DATA SECTION>
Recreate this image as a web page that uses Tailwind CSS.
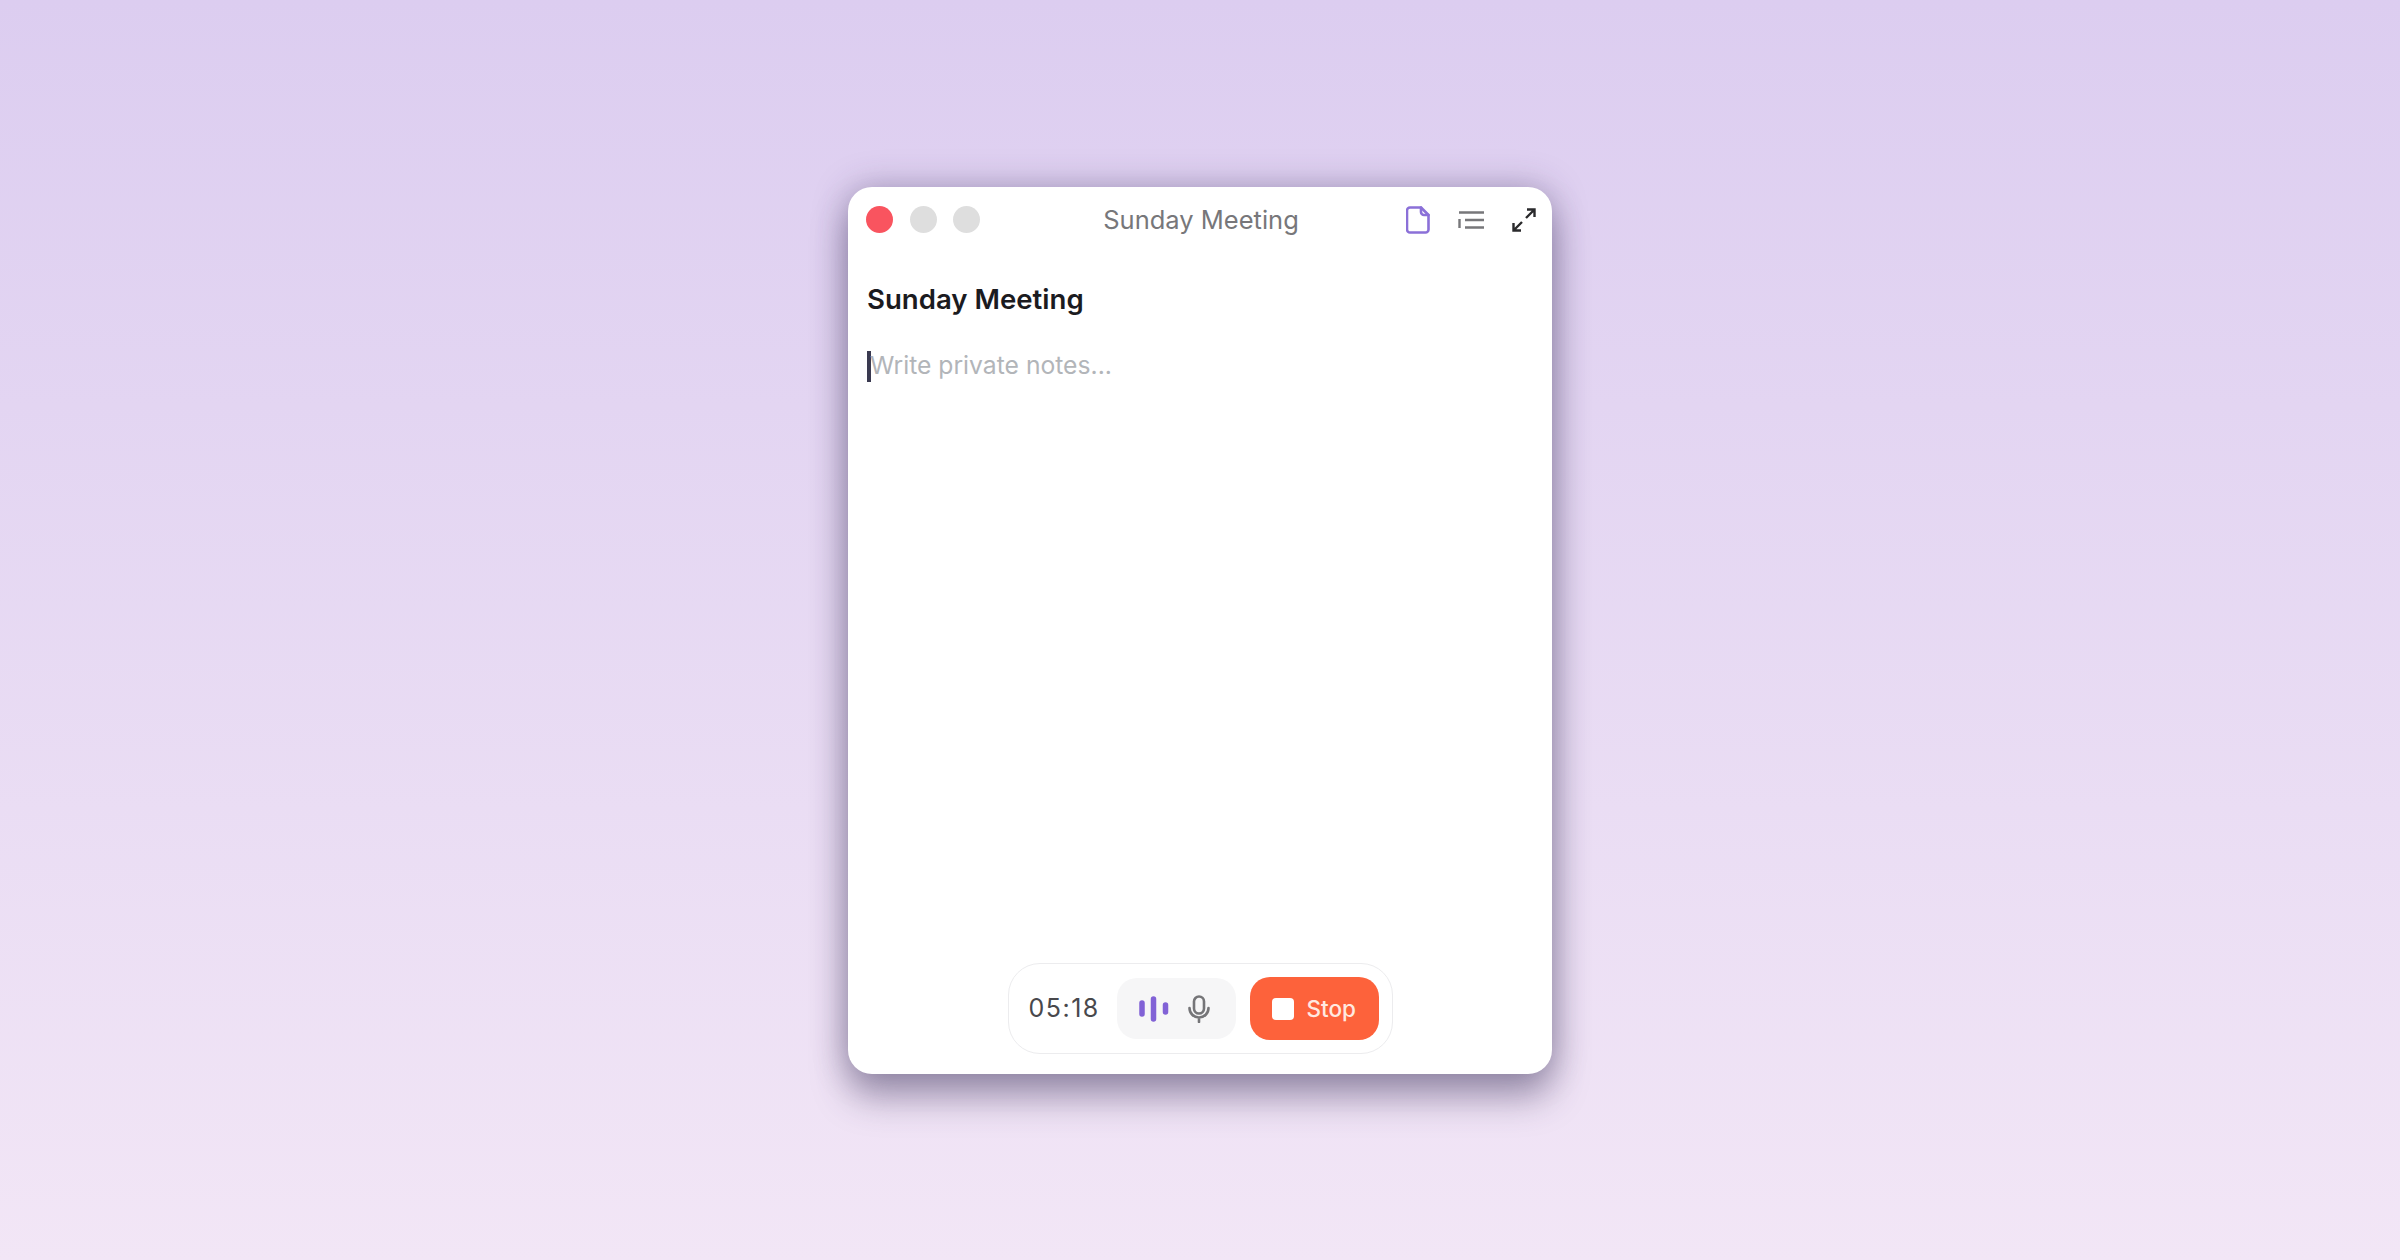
<!DOCTYPE html>
<html>
<head>
<meta charset="utf-8">
<script src="https://cdn.jsdelivr.net/npm/@tailwindcss/browser@4"></script>
</head>
<body class="m-0">
<div class="w-[2400px] h-[1260px] pt-[1px] flex items-center justify-center overflow-hidden bg-gradient-to-b from-[#dccdf0] to-[#f2e6f6] font-['Inter',sans-serif]">
  <div class="w-[704px] h-[887px] flex flex-col bg-white rounded-[24px] shadow-[0_24px_36px_rgba(60,50,90,0.4),0_0_34px_rgba(60,50,90,0.34)]">
    <div class="flex items-center h-[64px] pl-[18px] pr-[16px] shrink-0">
      <div class="flex-1 flex gap-[16px]">
        <div class="w-[27px] h-[27px] rounded-full bg-[#f9545f]"></div>
        <div class="w-[27px] h-[27px] rounded-full bg-[#dedede] ml-[0.5px]"></div>
        <div class="w-[27px] h-[27px] rounded-full bg-[#dedede]"></div>
      </div>
      <div class="text-center text-[25.5px] text-[#77777a] pt-[2px]">Sunday Meeting</div>
      <div class="flex-1 flex justify-end items-center gap-[28px] pt-[2px]">
        <svg width="24" height="28" viewBox="0 0 24 28" fill="none" stroke="#8b70d8" stroke-width="2.6" stroke-linejoin="round" stroke-linecap="round"><path d="M4 1.500h11l7.500 7.500v14.500a3 3 0 0 1-3 3H4a3 3 0 0 1-3-3V4.500a3 3 0 0 1 3-3z"/><path d="M15 1.500v4.500a3 3 0 0 0 3 3h4.500"/></svg>
        <svg width="26" height="18" viewBox="0 0 26 18" fill="none" stroke="#77777a" stroke-width="2.4"><path d="M1 1.500h25M7 9h19M7 16.500h19M1.500 8v9"/></svg>
        <svg width="24" height="24" viewBox="0 0 24 24" fill="none" stroke="#2a2a2c" stroke-width="2.400"><path d="M14 10 23 1M15 1.500h7.500V9M10 14l-9 9M1.500 15v7.500H9"/></svg>
      </div>
    </div>
    <div class="flex-1 px-[19px] pt-[28px]">
      <div class="text-[27.6px] leading-[40px] font-semibold text-[#1b1b1f]">Sunday Meeting</div>
      <div class="flex items-center mt-[31px] h-[32px]">
        <div class="w-[4px] h-[31px] bg-[#3a3a50]"></div>
        <div class="text-[24.7px] text-[#b2b5b9] -ml-[1px]">Write private notes...</div>
      </div>
    </div>
    <div class="flex justify-center pb-[20px]">
      <div class="flex items-center w-[385px] h-[91px] border border-[#ececee] rounded-[32px] pl-[20px]">
        <div class="text-[25px] text-[#48484c] tracking-[1.5px] w-[88px]">05:18</div>
        <div class="flex items-center h-[61px] w-[119px] rounded-[20px] bg-[#f6f6f7] pl-[22px] gap-[19px]">
          <svg width="30" height="26" viewBox="0 0 30 26" fill="none" stroke="#8162d6" stroke-width="5.500" stroke-linecap="round"><path d="M3 7v11M14.500 3v20M26.500 9v7"/></svg>
          <svg width="22" height="28" viewBox="0 0 22 28" fill="none" stroke="#757578" stroke-width="2.600" stroke-linecap="round"><rect x="6" y="1.500" width="10" height="17" rx="5"/><path d="M1.500 13a9.500 9.500 0 0 0 19 0M11 23v4"/></svg>
        </div>
        <div class="flex items-center h-[63px] w-[129px] ml-[14px] rounded-[20px] bg-[#fd623b] pl-[22px] gap-[13px]">
          <div class="w-[22px] h-[22px] rounded-[4px] bg-white"></div>
          <div class="text-[22.5px] font-medium text-[#ffe9e0]">Stop</div>
        </div>
      </div>
    </div>
  </div>
</div>
</body>
</html>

AIM> Omit each picture, then return all of the listing exactly as it stands.

PROBLEM SOLUTION>
Recreate this image as a web page that uses Tailwind CSS.
<!DOCTYPE html>
<html>
<head>
<meta charset="utf-8">
<script src="https://cdn.jsdelivr.net/npm/@tailwindcss/browser@4"></script>
</head>
<body class="m-0">
<div class="w-[2400px] h-[1260px] pt-[1px] flex items-center justify-center overflow-hidden bg-gradient-to-b from-[#dccdf0] to-[#f2e6f6] font-['Inter',sans-serif]">
  <div class="w-[704px] h-[887px] flex flex-col bg-white rounded-[24px] shadow-[0_24px_36px_rgba(60,50,90,0.4),0_0_34px_rgba(60,50,90,0.34)]">
    <div class="flex items-center h-[64px] pl-[18px] pr-[16px] shrink-0">
      <div class="flex-1 flex gap-[16px]">
        <div class="w-[27px] h-[27px] rounded-full bg-[#f9545f]"></div>
        <div class="w-[27px] h-[27px] rounded-full bg-[#dedede] ml-[0.5px]"></div>
        <div class="w-[27px] h-[27px] rounded-full bg-[#dedede]"></div>
      </div>
      <div class="text-center text-[25.5px] text-[#77777a] pt-[2px]">Sunday Meeting</div>
      <div class="flex-1 flex justify-end items-center gap-[28px] pt-[2px]">
        <svg width="24" height="28" viewBox="0 0 24 28" fill="none" stroke="#8b70d8" stroke-width="2.6" stroke-linejoin="round" stroke-linecap="round"><path d="M4 1.500h11l7.500 7.500v14.500a3 3 0 0 1-3 3H4a3 3 0 0 1-3-3V4.500a3 3 0 0 1 3-3z"/><path d="M15 1.500v4.500a3 3 0 0 0 3 3h4.500"/></svg>
        <svg width="26" height="18" viewBox="0 0 26 18" fill="none" stroke="#77777a" stroke-width="2.4"><path d="M1 1.500h25M7 9h19M7 16.500h19M1.500 8v9"/></svg>
        <svg width="24" height="24" viewBox="0 0 24 24" fill="none" stroke="#2a2a2c" stroke-width="2.400"><path d="M14 10 23 1M15 1.500h7.500V9M10 14l-9 9M1.500 15v7.500H9"/></svg>
      </div>
    </div>
    <div class="flex-1 px-[19px] pt-[28px]">
      <div class="text-[27.6px] leading-[40px] font-semibold text-[#1b1b1f]">Sunday Meeting</div>
      <div class="flex items-center mt-[31px] h-[32px]">
        <div class="w-[4px] h-[31px] bg-[#3a3a50]"></div>
        <div class="text-[24.7px] text-[#b2b5b9] -ml-[1px]">Write private notes...</div>
      </div>
    </div>
    <div class="flex justify-center pb-[20px]">
      <div class="flex items-center w-[385px] h-[91px] border border-[#ececee] rounded-[32px] pl-[20px]">
        <div class="text-[25px] text-[#48484c] tracking-[1.5px] w-[88px]">05:18</div>
        <div class="flex items-center h-[61px] w-[119px] rounded-[20px] bg-[#f6f6f7] pl-[22px] gap-[19px]">
          <svg width="30" height="26" viewBox="0 0 30 26" fill="none" stroke="#8162d6" stroke-width="5.500" stroke-linecap="round"><path d="M3 7v11M14.500 3v20M26.500 9v7"/></svg>
          <svg width="22" height="28" viewBox="0 0 22 28" fill="none" stroke="#757578" stroke-width="2.600" stroke-linecap="round"><rect x="6" y="1.500" width="10" height="17" rx="5"/><path d="M1.500 13a9.500 9.500 0 0 0 19 0M11 23v4"/></svg>
        </div>
        <div class="flex items-center h-[63px] w-[129px] ml-[14px] rounded-[20px] bg-[#fd623b] pl-[22px] gap-[13px]">
          <div class="w-[22px] h-[22px] rounded-[4px] bg-white"></div>
          <div class="text-[22.5px] font-medium text-[#ffe9e0]">Stop</div>
        </div>
      </div>
    </div>
  </div>
</div>
</body>
</html>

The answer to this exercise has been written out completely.